Commando Colonial, la guerre entre parenthèses
Débutée en septembre 2008, la série d'Appollo (La Grippe coloniale, Île Bourbon 1730, Biotope, etc.) et Brüno (Capitaine Nemo, Inner City Blues, Junk, etc.) compte depuis octobre 2010 trois tomes. À la lecture, Commando Colonial procure un sentiment inattendu de légèreté pour un thème aussi lourd et rabâché que la Seconde Guerre mondiale. De là à sombrer dans le cliché et dire que, vue des îles, la guerre adopte un tout autre rythme, il y a un pas que j'hésite à franchir. Et pourtant...
IL n'est jamais évident de bien parler de ce que l'on aime. Saisir l'essentiel d'une émotion diffuse, piégée dans l'harmonie d'une case, dans la surprise d'une réplique inattendue, n'est pas un exercice dans lequel j'excelle. Il est tellement plus facile de dire du mal... Je vais tout de même faire un effort pour cette série qui me contente à chaque tome de son ambiance unique.
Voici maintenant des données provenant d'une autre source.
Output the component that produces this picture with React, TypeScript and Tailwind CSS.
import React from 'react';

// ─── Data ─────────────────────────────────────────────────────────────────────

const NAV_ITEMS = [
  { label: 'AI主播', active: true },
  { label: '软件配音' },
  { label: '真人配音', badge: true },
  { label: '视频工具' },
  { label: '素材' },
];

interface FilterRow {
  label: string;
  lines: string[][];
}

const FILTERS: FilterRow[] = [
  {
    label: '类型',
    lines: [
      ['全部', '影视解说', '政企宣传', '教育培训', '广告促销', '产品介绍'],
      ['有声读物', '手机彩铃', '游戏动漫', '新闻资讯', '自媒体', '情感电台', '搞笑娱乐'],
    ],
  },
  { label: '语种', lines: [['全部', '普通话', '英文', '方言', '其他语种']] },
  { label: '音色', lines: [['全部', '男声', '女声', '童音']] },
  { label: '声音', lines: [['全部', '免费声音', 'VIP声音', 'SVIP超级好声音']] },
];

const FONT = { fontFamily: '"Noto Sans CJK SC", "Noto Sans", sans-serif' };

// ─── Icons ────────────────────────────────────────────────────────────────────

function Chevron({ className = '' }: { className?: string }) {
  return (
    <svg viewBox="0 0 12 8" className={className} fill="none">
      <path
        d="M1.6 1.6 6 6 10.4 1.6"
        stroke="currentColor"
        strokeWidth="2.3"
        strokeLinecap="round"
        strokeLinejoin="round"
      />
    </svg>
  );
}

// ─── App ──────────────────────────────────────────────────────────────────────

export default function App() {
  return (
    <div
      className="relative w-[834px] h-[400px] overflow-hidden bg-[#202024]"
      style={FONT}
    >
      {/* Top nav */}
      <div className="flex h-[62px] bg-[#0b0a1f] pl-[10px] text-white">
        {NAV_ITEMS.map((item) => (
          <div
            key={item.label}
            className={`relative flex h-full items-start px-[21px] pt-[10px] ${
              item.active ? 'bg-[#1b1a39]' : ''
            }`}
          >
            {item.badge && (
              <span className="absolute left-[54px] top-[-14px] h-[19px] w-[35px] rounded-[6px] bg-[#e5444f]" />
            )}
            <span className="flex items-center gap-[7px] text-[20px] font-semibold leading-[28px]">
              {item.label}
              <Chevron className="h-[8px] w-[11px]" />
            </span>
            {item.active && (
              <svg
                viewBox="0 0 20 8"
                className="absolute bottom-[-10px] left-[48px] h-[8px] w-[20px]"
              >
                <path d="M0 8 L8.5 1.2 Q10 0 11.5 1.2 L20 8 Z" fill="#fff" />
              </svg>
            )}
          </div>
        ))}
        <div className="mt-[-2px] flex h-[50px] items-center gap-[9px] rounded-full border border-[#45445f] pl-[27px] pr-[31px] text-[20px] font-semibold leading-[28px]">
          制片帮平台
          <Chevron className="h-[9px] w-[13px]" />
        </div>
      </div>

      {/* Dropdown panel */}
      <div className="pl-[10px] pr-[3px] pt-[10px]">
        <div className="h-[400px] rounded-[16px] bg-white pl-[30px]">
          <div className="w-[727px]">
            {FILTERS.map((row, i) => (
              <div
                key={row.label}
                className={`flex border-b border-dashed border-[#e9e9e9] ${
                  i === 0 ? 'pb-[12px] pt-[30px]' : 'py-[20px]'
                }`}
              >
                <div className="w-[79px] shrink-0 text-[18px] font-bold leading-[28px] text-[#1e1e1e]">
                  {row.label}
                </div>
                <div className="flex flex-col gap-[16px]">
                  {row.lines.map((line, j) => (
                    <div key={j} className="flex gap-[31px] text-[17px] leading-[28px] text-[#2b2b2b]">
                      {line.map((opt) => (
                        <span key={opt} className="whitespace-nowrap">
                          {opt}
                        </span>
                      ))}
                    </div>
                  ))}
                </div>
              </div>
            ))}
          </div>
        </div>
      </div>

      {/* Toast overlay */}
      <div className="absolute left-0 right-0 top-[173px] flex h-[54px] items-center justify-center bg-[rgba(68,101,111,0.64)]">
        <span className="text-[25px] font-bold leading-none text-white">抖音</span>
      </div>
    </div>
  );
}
Unis par la force des choses
Le major des Forces Françaises Libres Antoine Robillard et son ordonnance, Maurice Rivière, forment notre commando. Colonial car leurs seuls points communs sont leurs origines - l'Île Maurice pour le premier, la Réunion pour le second - et la destination de leurs missions : Madagascar (tome 1 : Opération Ironclad), l'île Europa dans l'Océan Indien (tome 2 : Le Loup gris de la Désolation), ou encore le Sahara algérien (tome 3 : Fort Thélème). Pour le reste de leurs accointances, disons que la rectitude et le sens du devoir d'Antoine s'accorde tant bien mal avec la nonchalance et la mauvaise foi du soldat Rivière.
L'autre guerre
Anodines en apparences, chacune des missions de nos deux militaires révéle un pan méconnu de la Seconde Guerre mondiale. De parties de tennis dans une paisible propriété, aux abords de Diego-Suarez, au règlement de compte armé franco-britannique pour la possession de Madagascar, de la découverte imprévue d'une petite île perdue en plein canal du Mozambique et de son drôle de propriétaire à cette ballade forcée jusqu'aux îles Kerguelen aux frais de la Kriegsmarine, de ces quelques jours passés entre les murs du fort paradisiaque de Thélème à la déroute de l'Afrika Korps grâce au courage d'un seul homme, Appollo mêle petite et grande histoire avec une aisance déconcertante. Non, l'enjeu de ces missions ne renversera pas le cours de la guerre - ce dont sont bien conscients les deux héros -, mais le devoir passe avant tout. Une obligation morale, incarnée par la droiture de Robillard, et bien tempérée par le relativisme de Maurice.
Dynamic Duo
Le charme de la série tient également à la dynamique entre Robillard et Rivière, les deux personnages principaux. Leurs missions, leurs rapports hiérarchiques, leurs opinions sur les personnages rencontrés - pour la plupart hauts en couleurs -, tout est prétexte à développer entre les deux hommes une relation mêlée de respect, de cynisme, de pragmatisme et d'humour. Les lignes de caractère des deux personnages restent néanmoins suffisamment mouvantes pour éviter toute caricature. Bref, chacun se respecte, mais aucun de manque de rappeler à l'autre son rang ou son balai dans le fondement.
La guerre à visage humain
Chaque mission semble ouvrir une parenthèse dans l'horreur de la guerre pour se concentrer sur des enjeux plus individuels, où parfois la résolution d'un conflit tient plus à la personnalité un peu butée des protagonistes qu'à leurs idéaux prétendus. Les liens qui unissent ces hommes et ces femmes dépassent les enjeux de chaque camps pour se confronter à l'urgence et aux ajustements du quotidien. Ainsi, un mécano un peu amoureux rejoindra de peu le mouvement nationaliste malgache quand un major des FFL fraternisera avec un officier de la Kriegsmarine à l'évocation d'Apollinaire et des éléments déchaînés. Les grands décident, mais ce sont au final les hommes sur le terrain qui agissent et s'accomodent du facteur terriblement humain de leurs situations absurdes. Et puis, il y a la mort, parfois injuste, toujours brutale, qui rappelle la guerre et donne tout leur sens aux aventures de notre commando.
Ce rapide tour d'horizon de la série serait incomplet sans saluer le dessin de Brüno. Le trait va à l'essentiel, comme le découpage qui accélère, débraye, pose les ambiances avec une efficacité remarquable. Le tout est harmonieusement mis en couleur par la palette de Laurence Croix, collaboratrice régulière sur les titres du dessinateur.